Detection of cell-CAM 105 in the pericanalicular domain of the rat hepatocyte plasma membrane.

Cell-CAM 105 has been identified as a cell adhesion molecule based on the ability of anti-cell-CAM 105 monospecific Fab fragments to inhibit the reaggregation of rat hepatocytes. Because of its adhesive properties, it was expected that cell-CAM 105 would be present on the lateral cell surface where adhesive interactions predominate. Paradoxically, however, immunofluorescence analysis of frozen sections of rat liver using specific monoclonal antibodies indicated that cell-CAM 105 was present exclusively in the bile canalicular domain of the rat hepatocyte where there is no intercellular adhesion. To more precisely define the in situ localization of cell-CAM 105, immunoperoxidase labeling and electron microscopy were used to examine intact and mechanically dissociated liver tissue. Results showed that when accessibility was provided by mechanical dissociation of perfusion fixed liver tissue, cell-CAM 105 could be detected in the pericanalicular region of lateral membranes. In contrast, when hepatocytes were labeled after incubation in vitro under conditions used during adhesion assays to induce reaggregation, cell-CAM 105 rapidly redistributed to all areas of the plasma membrane. Immunofluorescence analysis of primary hepatocyte cultures further revealed that cell-CAM 105 and two other bile canalicular proteins relocalized to discrete domains reminiscent of bile canaliculi, whereas cell-CAM 105 was also present in areas of intercellular contact.
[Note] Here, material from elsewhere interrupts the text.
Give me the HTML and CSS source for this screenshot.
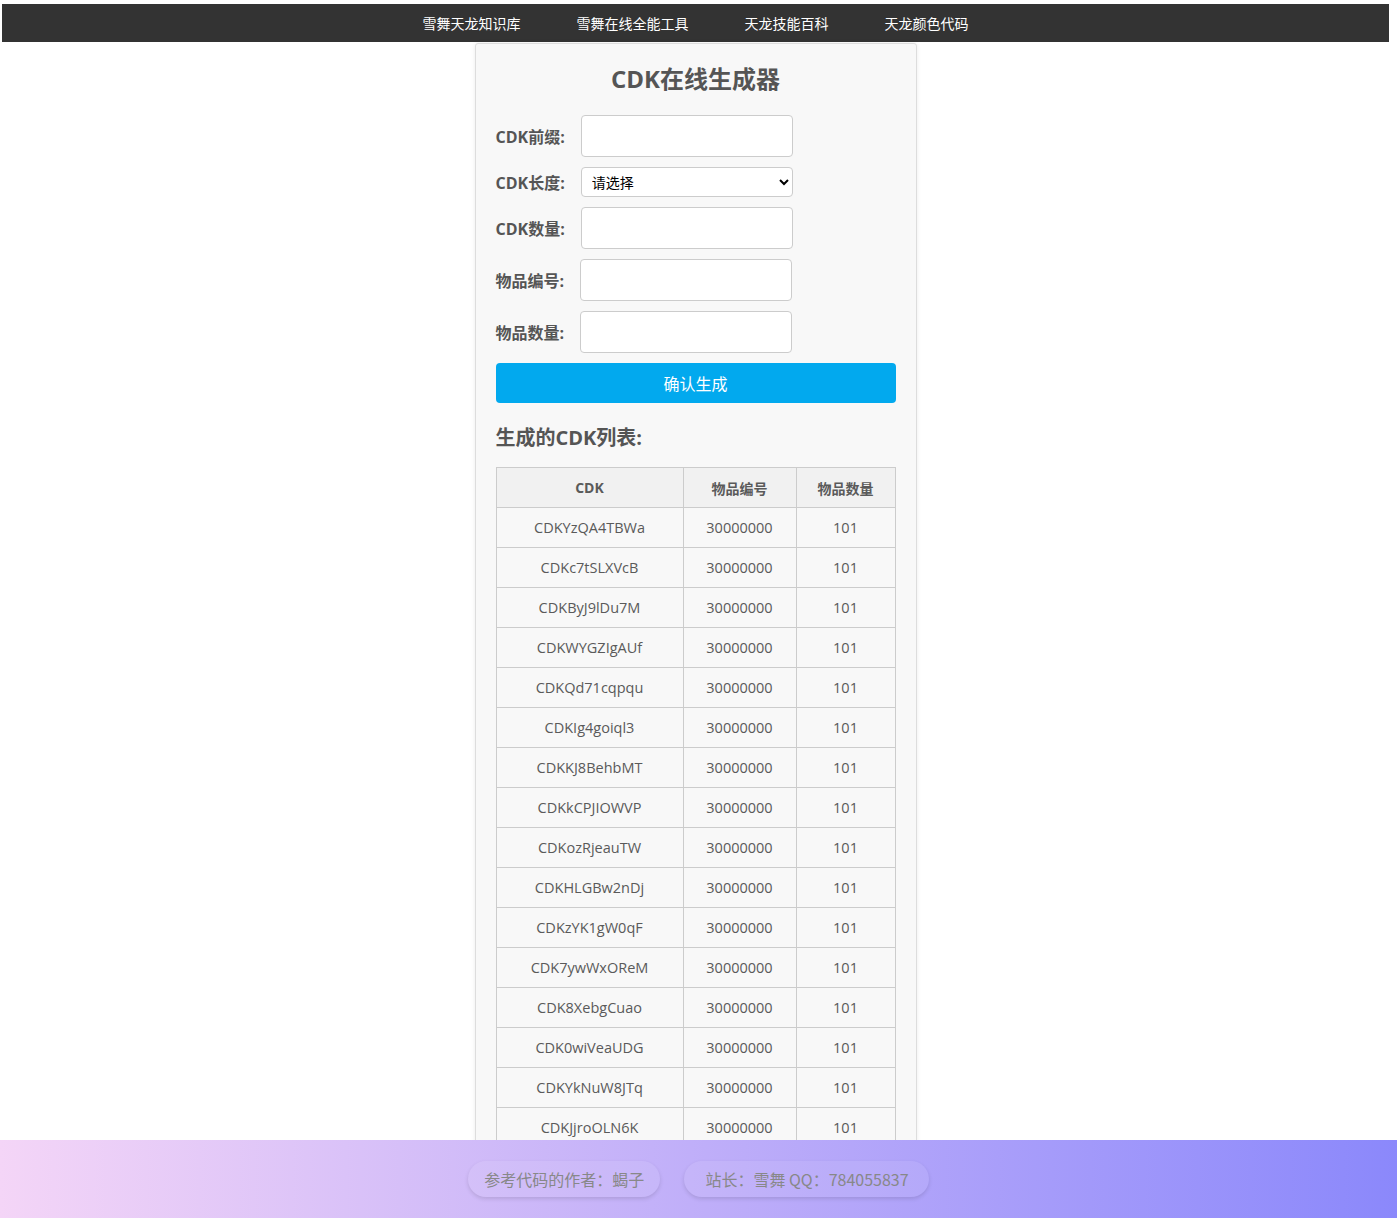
FILE: index.html
```html
<!DOCTYPE html>
<html lang="zh-CN">
<head>
    <meta charset="UTF-8">
    <title>CDK在线生成器</title>
    <link rel="stylesheet" href="styles.css">
</head>
<body>
  <nav class="topnav">
    <a href="#">雪舞天龙知识库</a>
    <a href="#">雪舞在线全能工具</a>
    <a href="#">天龙技能百科</a>
    <a href="#">天龙颜色代码</a>
  </nav>

  <div class="wrap">
    <div class="box">
      <h1>CDK在线生成器</h1>

      <form action="">
        <div class="row">
          <label for="prefix">CDK前缀:</label>
          <input type="text" id="prefix">
        </div>
        <div class="row">
          <label for="len">CDK长度:</label>
          <select id="len" class="sel">
            <option>请选择</option>
            <option>8</option>
            <option>10</option>
            <option>12</option>
          </select>
        </div>
        <div class="row">
          <label for="num">CDK数量:</label>
          <input type="text" id="num">
        </div>
        <div class="row">
          <label for="itemid">物品编号:</label>
          <input type="text" id="itemid">
        </div>
        <div class="row">
          <label for="itemnum">物品数量:</label>
          <input type="text" id="itemnum">
        </div>
        <button type="button" class="btn">确认生成</button>
      </form>

      <h2>生成的CDK列表:</h2>
      <table class="list">
        <thead>
          <tr><th class="c1">CDK</th><th class="c2">物品编号</th><th>物品数量</th></tr>
        </thead>
        <tbody>
          <tr><td>CDKYzQA4TBWa</td><td>30000000</td><td>101</td></tr>
          <tr><td>CDKc7tSLXVcB</td><td>30000000</td><td>101</td></tr>
          <tr><td>CDKByJ9lDu7M</td><td>30000000</td><td>101</td></tr>
          <tr><td>CDKWYGZIgAUf</td><td>30000000</td><td>101</td></tr>
          <tr><td>CDKQd71cqpqu</td><td>30000000</td><td>101</td></tr>
          <tr><td>CDKIg4goiql3</td><td>30000000</td><td>101</td></tr>
          <tr><td>CDKKJ8BehbMT</td><td>30000000</td><td>101</td></tr>
          <tr><td>CDKkCPJIOWVP</td><td>30000000</td><td>101</td></tr>
          <tr><td>CDKozRjeauTW</td><td>30000000</td><td>101</td></tr>
          <tr><td>CDKHLGBw2nDj</td><td>30000000</td><td>101</td></tr>
          <tr><td>CDKzYK1gW0qF</td><td>30000000</td><td>101</td></tr>
          <tr><td>CDK7ywWxOReM</td><td>30000000</td><td>101</td></tr>
          <tr><td>CDK8XebgCuao</td><td>30000000</td><td>101</td></tr>
          <tr><td>CDK0wiVeaUDG</td><td>30000000</td><td>101</td></tr>
          <tr><td>CDKYkNuW8JTq</td><td>30000000</td><td>101</td></tr>
          <tr><td>CDKJjroOLN6K</td><td>30000000</td><td>101</td></tr>
        </tbody>
      </table>
    </div>
  </div>

  <footer class="foot">
    <span class="pill">参考代码的作者：蝎子</span>
    <span class="pill pill-qq">站长：雪舞 QQ：784055837</span>
  </footer>
</body>
</html>
```

FILE: styles.css
```css
body{
  margin: 0;
  font-family: "Open Sans", "Noto Sans CJK SC", sans-serif;
  color: #555;
  background: #fff;
}
.topnav{
  margin: 4px 8px 0 2px;
  height: 38px;
  background-color: #333;
  display: flex;
  justify-content: center;
  align-items: center;
}
.topnav a{
  color: #fff;
  text-decoration: none;
  font-size: 14px;
  padding: 0 28px;
  font-family: "Noto Sans CJK SC", sans-serif;
}
.wrap{
  margin: 0 8px 0 2px;
}
.box{
  width: 400px;
  margin: 1px auto 0;
  padding: 19px 20px 100px;
  background-color: #f8f8f8;
  border: 1px solid #ddd;
  border-radius: 3px;
  box-shadow: 0 0 4px rgba(0,0,0,0.08);
}
h1{
  margin: 0 0 20px;
  font-size: 24px;
  line-height: 32px;
  text-align: center;
  color: #555;
}
.row{
  display: flex;
  align-items: center;
  gap: 16px;
  margin-bottom: 10px;
}
.row label{
  font-size: 16px;
  font-weight: bold;
  color: #555;
}
.row input{
  box-sizing: border-box;
  width: 212px;
  height: 42px;
  padding: 8px;
  border: 1px solid #ccc;
  border-radius: 4px;
  background: #fff;
}
.sel{
  box-sizing: border-box;
  width: 212px;
  height: 30px;
  padding: 0 6px;
  border: 1px solid #ccc;
  border-radius: 4px;
  background: #fff;
  font-size: 14px;
  color: #000;
  font-family: "Noto Sans CJK SC", sans-serif;
}
.btn{
  display: block;
  width: 100%;
  height: 40px;
  margin-top: 0;
  border: none;
  border-radius: 4px;
  background-color: #02a9ee;
  color: #fff;
  font-size: 16px;
  font-family: "Noto Sans CJK SC", sans-serif;
}
h2{
  margin: 22px 0 16px;
  font-size: 20px;
  line-height: 26px;
  color: #555;
}
.list{
  width: 400px;
  border-collapse: collapse;
  font-size: 14.5px;
}
.list th, .list td{
  height: 39px;
  padding: 0;
  border: 1px solid #ccc;
  text-align: center;
  color: #5a5a5a;
}
.list th{
  background-color: #f1f1f1;
  font-size: 14px;
}
.list .c1{
  width: 186px;
}
.list .c2{
  width: 112px;
}
.foot{
  position: fixed;
  left: 0;
  right: 0;
  bottom: 0;
  height: 78px;
  display: flex;
  justify-content: center;
  align-items: center;
  gap: 24px;
  background: linear-gradient(90deg, #f4d5f7, #8b88fb);
}
.pill{
  height: 36px;
  line-height: 36px;
  padding: 0 16px;
  border-radius: 18px;
  font-size: 16px;
  color: #888;
  background-color: rgba(255,255,255,0.08);
  box-shadow: 0 2px 4px rgba(0,0,0,0.12);
  font-family: "Noto Sans CJK SC", sans-serif;
}
.pill-qq{
  padding: 0 20px 0 21px;
}
```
Serial section electron microscopy analysis of well-defined, cross-sectional profiles of bile canaliculi suggested the presence of cell-CAM 105-positive membrane folds that extended along the length of the bile canalicular border. In sections from livers in which calcium-dependent adhesive contacts had been disrupted by treatment with ethylenediamine tetraacetate, intact bile canaliculi were found that remained attached only by these border folds. The implications of these results are discussed with regard to a possible role for cell-CAM 105 in bile canalicular formation.